* _Recorded data_:
(begin)
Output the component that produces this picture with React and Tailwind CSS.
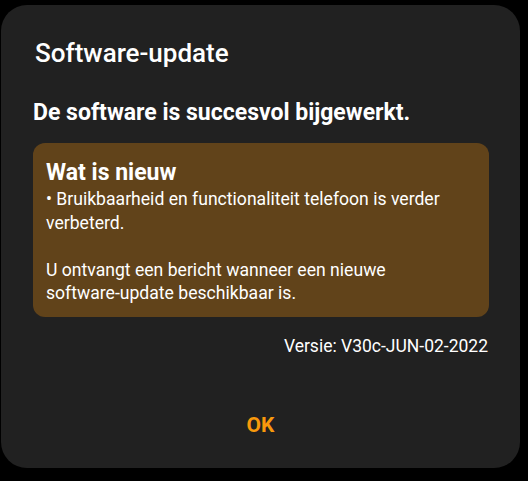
import React from 'react';

const App = () => {
    return (
        <div
            className="w-[528px] h-[481px] bg-black pl-px pt-[5px] pr-[8px] pb-[13px]"
            style={{ fontFamily: 'Roboto, "Noto Sans", sans-serif' }}
        >
            <div className="h-full rounded-[26px] bg-[#212121] flex flex-col pt-[32px]">
                <h1 className="pl-[34px] text-[26px] leading-[32px] font-medium text-white">
                    Software-update
                </h1>
                <p className="mt-[30px] pl-[32px] text-[23px] leading-[28px] font-bold text-white">
                    De software is succesvol bijgewerkt.
                </p>

                {/* Wat is nieuw */}
                <div className="mt-[16px] ml-[32px] mr-[31px] rounded-[12px] bg-[#61431a] pt-[16px] pb-[11.5px] pl-[13px] pr-3 text-white">
                    <h2 className="text-[23px] leading-[28px] font-bold">Wat is nieuw</h2>
                    <p className="mt-px text-[17.6px] leading-[23.5px]">
                        • Bruikbaarheid en functionaliteit telefoon is verder verbeterd.
                    </p>
                    <p className="mt-[23.5px] text-[17.6px] leading-[23.5px]">
                        U ontvangt een bericht wanneer een nieuwe{' '}
                        <span className="whitespace-nowrap">software-update</span> beschikbaar is.
                    </p>
                </div>

                <p className="mt-[17px] pr-[32px] text-right text-[17.5px] leading-[24px] text-white">
                    Versie: V30c-JUN-02-2022
                </p>

                <div className="mt-[53px] flex justify-center">
                    <button className="text-[21px] leading-[28px] font-bold text-[#f8990c]">OK</button>
                </div>
            </div>
        </div>
    );
};

export default App;
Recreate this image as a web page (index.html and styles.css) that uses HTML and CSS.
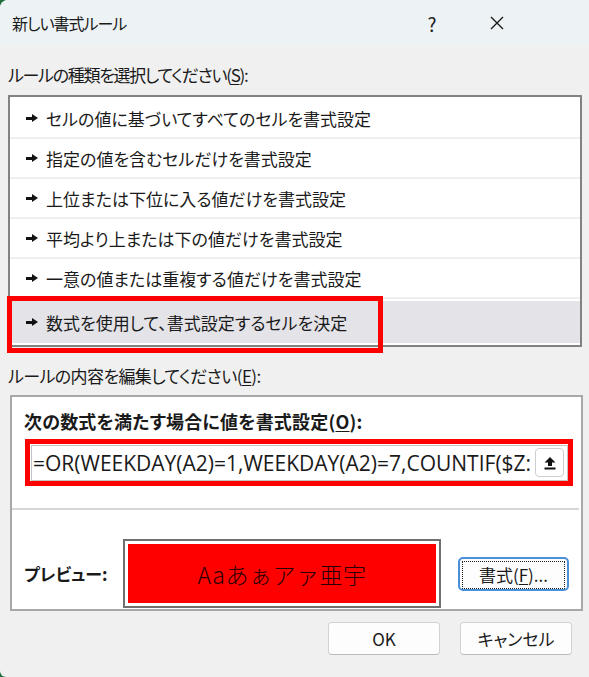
FILE: index.html
```html
<!DOCTYPE html>
<html lang="ja">
<head>
    <meta charset="UTF-8">
    <title>新しい書式ルール</title>
    <link rel="stylesheet" href="styles.css">
</head>
<body>
<div class="dialog">
    <div class="titlebar">
        <span class="title">新しい書式ルール</span>
        <span class="tb-btn help">?</span>
        <span class="tb-btn close">
            <svg width="16" height="16" viewBox="0 0 16 16"><path d="M2 2L14 14M14 2L2 14" stroke="#1a1a1a" stroke-width="1.4" fill="none"/></svg>
        </span>
    </div>

    <div class="label">ルールの種類を選択してください(<u>S</u>):</div>
    <ul class="rule-list">
        <li><i class="arrow"></i>セルの値に基づいてすべてのセルを書式設定</li>
        <li><i class="arrow"></i>指定の値を含むセルだけを書式設定</li>
        <li><i class="arrow"></i>上位または下位に入る値だけを書式設定</li>
        <li><i class="arrow"></i>平均より上または下の値だけを書式設定</li>
        <li><i class="arrow"></i>一意の値または重複する値だけを書式設定</li>
        <li class="selected"><i class="arrow"></i>数式を使用して、書式設定するセルを決定</li>
    </ul>
    <div class="mark mark-rule"></div>

    <div class="label label-edit">ルールの内容を編集してください(<u>E</u>):</div>
    <div class="group">
        <div class="group-label">次の数式を満たす場合に値を書式設定(<u>O</u>):</div>
        <div class="formula-mark">
            <div class="formula">
                <span class="formula-text">=OR(WEEKDAY(A2)=1,WEEKDAY(A2)=7,COUNTIF($Z:$Z,A2))</span>
                <span class="ref-btn">
                    <svg width="14" height="14" viewBox="0 0 14 14"><path d="M7 1L12.5 6.5H9V10H5V6.5H1.5Z" fill="#111"/><rect x="1.5" y="11.5" width="11" height="2" fill="#111"/></svg>
                </span>
            </div>
        </div>
        <div class="sep"></div>
        <div class="preview-row">
            <span class="preview-label">プレビュー:</span>
            <div class="preview-box"><div class="preview-fill">Aaあぁアァ亜宇</div></div>
            <button class="btn format"><span class="focus">書式(<u>F</u>)...</span></button>
        </div>
    </div>

    <div class="actions">
        <button class="btn">OK</button>
        <button class="btn">キャンセル</button>
    </div>
</div>
</body>
</html>
```

FILE: styles.css
```css
html {
    background: #1f6e3b;
}
body {
    margin: 0;
    width: 589px;
    height: 677px;
    overflow: hidden;
    font-family: "Noto Sans CJK JP", "Noto Sans", sans-serif;
    font-size: 17px;
    font-feature-settings: "palt";
    color: #1a1a1a;
}
.dialog {
    position: relative;
    height: 677px;
    background: #f0f0f0;
    border-top-left-radius: 8px;
    border-bottom-left-radius: 6px;
    overflow: hidden;
}
.titlebar {
    height: 46px;
    display: flex;
    align-items: center;
    padding-left: 12px;
    background: #edf3f5;
}
.title {
    flex: 1;
    font-size: 16px;
    letter-spacing: -1px;
}
.tb-btn {
    width: 46px;
    text-align: center;
    font-size: 19px;
    display: flex;
    justify-content: center;
}
.help {
    margin-right: 19px;
}
.close {
    margin-right: 69px;
}
.label {
    margin: 17px 0 0 8px;
    height: 24px;
    line-height: 24px;
    letter-spacing: -1.3px;
}
.label-edit {
    letter-spacing: -0.6px;
}
.label u, .group-label u, .btn u {
    text-underline-offset: 2px;
}
.rule-list {
    list-style: none;
    margin: 8px 7px 0 8px;
    padding: 2px 0 2px;
    border: 2px solid #828282;
    background: #fff;
}
.rule-list li {
    box-sizing: border-box;
    height: 40px;
    display: flex;
    align-items: center;
    padding-left: 16px;
    border-bottom: 2px solid #efefef;
}
.rule-list li:last-child {
    border-bottom: none;
}
.rule-list li.selected {
    background: #e3e3e8;
    height: 42px;
    margin-top: 2px;
}
.arrow {
    display: inline-block;
    width: 12px;
    height: 8px;
    margin-right: 8px;
    background:
        linear-gradient(#111, #111) 0 2.5px / 7px 3px no-repeat;
    position: relative;
}
.arrow::after {
    content: "";
    position: absolute;
    left: 6px;
    top: 0;
    border-left: 6px solid #111;
    border-top: 4px solid transparent;
    border-bottom: 4px solid transparent;
}
.mark {
    position: absolute;
    border: 5px solid #ff0000;
    pointer-events: none;
}
.mark-rule {
    left: 7px;
    top: 296px;
    width: 366px;
    height: 47px;
}
.group {
    margin: 7px 6px 0 10px;
    border: 2px solid #a8a8a8;
    background: #fff;
    height: 212px;
}
.group-label {
    font-weight: bold;
    font-size: 18px;
    letter-spacing: 0.2px;
    margin: 12px 0 0 12px;
    height: 24px;
    line-height: 24px;
}
.formula-mark {
    margin: 6px 8px 0 13px;
    border: 5px solid #ff0000;
    padding: 1px 0 0 1px;
    height: 36px;
}
.formula {
    position: relative;
    height: 34px;
    border: 1px solid #c4c4c4;
    background: #fff;
    display: flex;
    align-items: center;
}
.formula-text {
    flex: 1;
    overflow: hidden;
    margin-right: 37px;
    white-space: nowrap;
    font-family: "Open Sans", "Noto Sans", sans-serif;
    font-size: 21px;
    letter-spacing: 0;
    padding-left: 1px;
}
.ref-btn {
    position: absolute;
    right: 3px;
    top: 2px;
    width: 27px;
    height: 27px;
    border: 1px solid #cfcfcf;
    border-radius: 4px;
    background: #fff;
    display: flex;
    align-items: center;
    justify-content: center;
}
.sep {
    height: 2px;
    background: #d6d6d6;
    margin: 22px 2px 0 0;
}
.preview-row {
    display: flex;
    align-items: center;
    margin-top: 29px;
}
.preview-label {
    width: 99px;
    padding-left: 12px;
    font-weight: bold;
}
.preview-box {
    width: 308px;
    height: 59px;
    border: 2px solid #707070;
    padding: 3px;
    background: #fff;
}
.preview-fill {
    height: 100%;
    background: #ff0000;
    display: flex;
    align-items: center;
    justify-content: center;
    font-size: 23px;
    font-weight: 300;
    font-feature-settings: normal;
    color: #2a0000;
    letter-spacing: 0.5px;
}
.btn {
    font-family: "Noto Sans CJK JP", "Noto Sans", sans-serif;
    font-size: 17px;
    font-feature-settings: "palt";
    color: #1a1a1a;
    width: 112px;
    height: 33px;
    background: #fdfdfd;
    border: 1px solid #d3d3d3;
    border-bottom-color: #bdbdbd;
    border-radius: 4px;
    padding: 0;
}
.format {
    margin-left: 17px;
    width: 111px;
    height: 34px;
    border: 2px solid #4a8fd8;
    border-radius: 5px;
    padding: 2px;
}
.focus {
    display: flex;
    height: 100%;
    align-items: center;
    justify-content: center;
    border: 1px dotted #222;
}
.actions {
    display: flex;
    justify-content: flex-end;
    gap: 20px;
    margin: 11px 17px 0 0;
}
```
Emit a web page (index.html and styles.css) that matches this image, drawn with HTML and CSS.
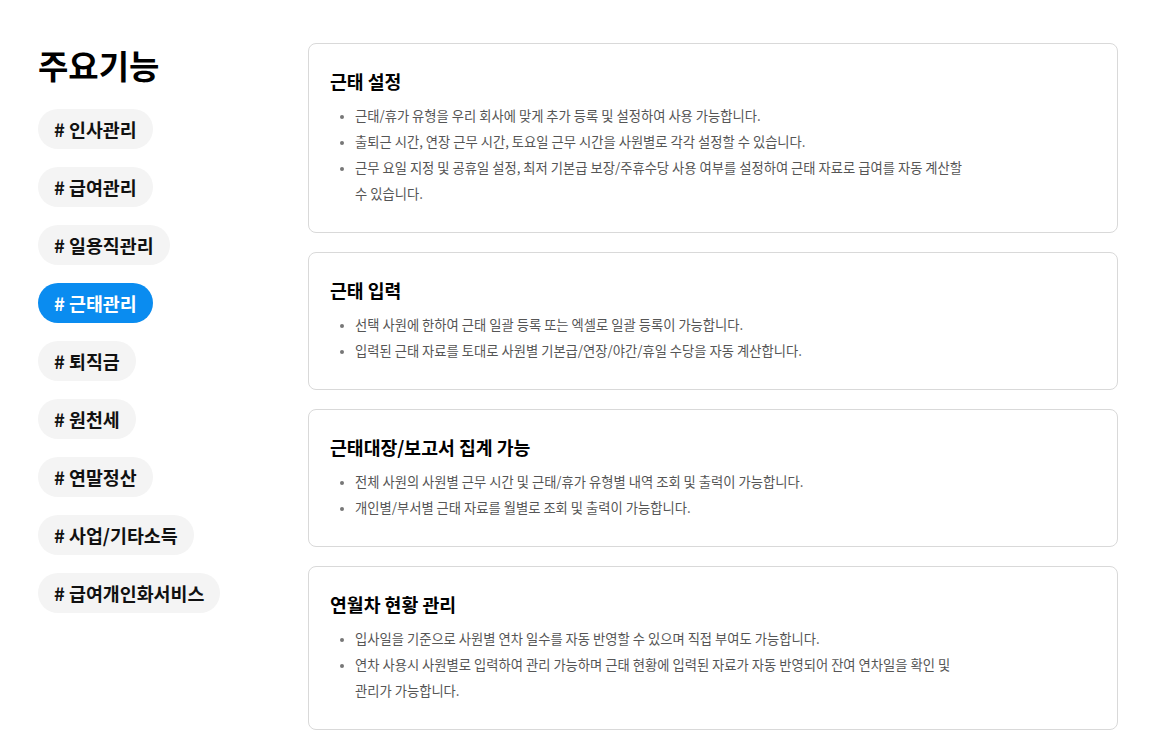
FILE: index.html
```html
<html>
<head>
<title>주요기능</title>
<link rel="stylesheet" href="styles.css">
</head>
<body>

<div class="page">

  <div class="side">
    <h2 class="side-title">주요기능</h2>
    <div class="tags">
      <a class="tag" href="#">#&nbsp;인사관리</a>
      <a class="tag" href="#">#&nbsp;급여관리</a>
      <a class="tag" href="#">#&nbsp;일용직관리</a>
      <a class="tag active" href="#">#&nbsp;근태관리</a>
      <a class="tag" href="#">#&nbsp;퇴직금</a>
      <a class="tag" href="#">#&nbsp;원천세</a>
      <a class="tag" href="#">#&nbsp;연말정산</a>
      <a class="tag" href="#">#&nbsp;사업/기타소득</a>
      <a class="tag" href="#">#&nbsp;급여개인화서비스</a>
    </div>
  </div>

  <div class="cards">
    <div class="card">
      <h3>근태 설정</h3>
      <ul>
        <li>근태/휴가 유형을 우리 회사에 맞게 추가 등록 및 설정하여 사용 가능합니다.</li>
        <li>출퇴근 시간, 연장 근무 시간, 토요일 근무 시간을 사원별로 각각 설정할 수 있습니다.</li>
        <li>근무 요일 지정 및 공휴일 설정, 최저 기본급 보장/주휴수당 사용 여부를 설정하여 근태 자료로 급여를 자동 계산할 수 있습니다.</li>
      </ul>
    </div>

    <div class="card">
      <h3>근태 입력</h3>
      <ul>
        <li>선택 사원에 한하여 근태 일괄 등록 또는 엑셀로 일괄 등록이 가능합니다.</li>
        <li>입력된 근태 자료를 토대로 사원별 기본급/연장/야간/휴일 수당을 자동 계산합니다.</li>
      </ul>
    </div>

    <div class="card">
      <h3>근태대장/보고서 집계 가능</h3>
      <ul>
        <li>전체 사원의 사원별 근무 시간 및 근태/휴가 유형별 내역 조회 및 출력이 가능합니다.</li>
        <li>개인별/부서별 근태 자료를 월별로 조회 및 출력이 가능합니다.</li>
      </ul>
    </div>

    <div class="card">
      <h3>연월차 현황 관리</h3>
      <ul>
        <li>입사일을 기준으로 사원별 연차 일수를 자동 반영할 수 있으며 직접 부여도 가능합니다.</li>
        <li>연차 사용시 사원별로 입력하여 관리 가능하며 근태 현황에 입력된 자료가 자동 반영되어 잔여 연차일을 확인 및 관리가 가능합니다.</li>
      </ul>
    </div>
  </div>

</div>

</body>
</html>
```

FILE: styles.css
```css
body {
  margin: 0;
  background: #fff;
  color: #111;
  font-family: "Noto Sans CJK KR", "Noto Sans", sans-serif;
  word-break: keep-all;
}

.page {
  display: flex;
  padding: 43px 0 0 38px;
}

.side {
  width: 270px;
  flex-shrink: 0;
}

.side-title {
  margin: 0 0 21px;
  font-size: 33px;
  line-height: 45px;
  font-weight: 700;
  color: #000;
}

.tags {
  display: flex;
  flex-direction: column;
  align-items: flex-start;
  gap: 18px;
}

.tag {
  display: block;
  padding: 8px 16px;
  border-radius: 20px;
  background: #f4f4f4;
  color: #111;
  text-decoration: none;
  font-size: 18.4px;
  line-height: 24px;
  font-weight: 700;
}

.tag.active {
  background: #0a8cf0;
  color: #fff;
}

.cards {
  width: 810px;
  display: flex;
  flex-direction: column;
  gap: 19px;
}

.card {
  border: 1px solid #d9d9d9;
  border-radius: 8px;
  padding: 23px 21px 25px;
}

.card h3 {
  margin: 0 0 8px;
  font-size: 18.3px;
  line-height: 28px;
  font-weight: 700;
  color: #000;
}

.card ul {
  margin: 0;
  padding-left: 25px;
  max-width: 614px;
  color: #555;
}

.card li {
  font-size: 13.3px;
  line-height: 26px;
}

.card li::marker {
  color: #777;
  font-size: 11px;
}
```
(end)
* _Set task_: Collect every line above that contains the word "styles".

* _The solution_:
Recreate this image as a web page (index.html and styles.css) that uses HTML and CSS.
    <link rel="stylesheet" href="styles.css">
FILE: styles.css
Emit a web page (index.html and styles.css) that matches this image, drawn with HTML and CSS.
<link rel="stylesheet" href="styles.css">
FILE: styles.css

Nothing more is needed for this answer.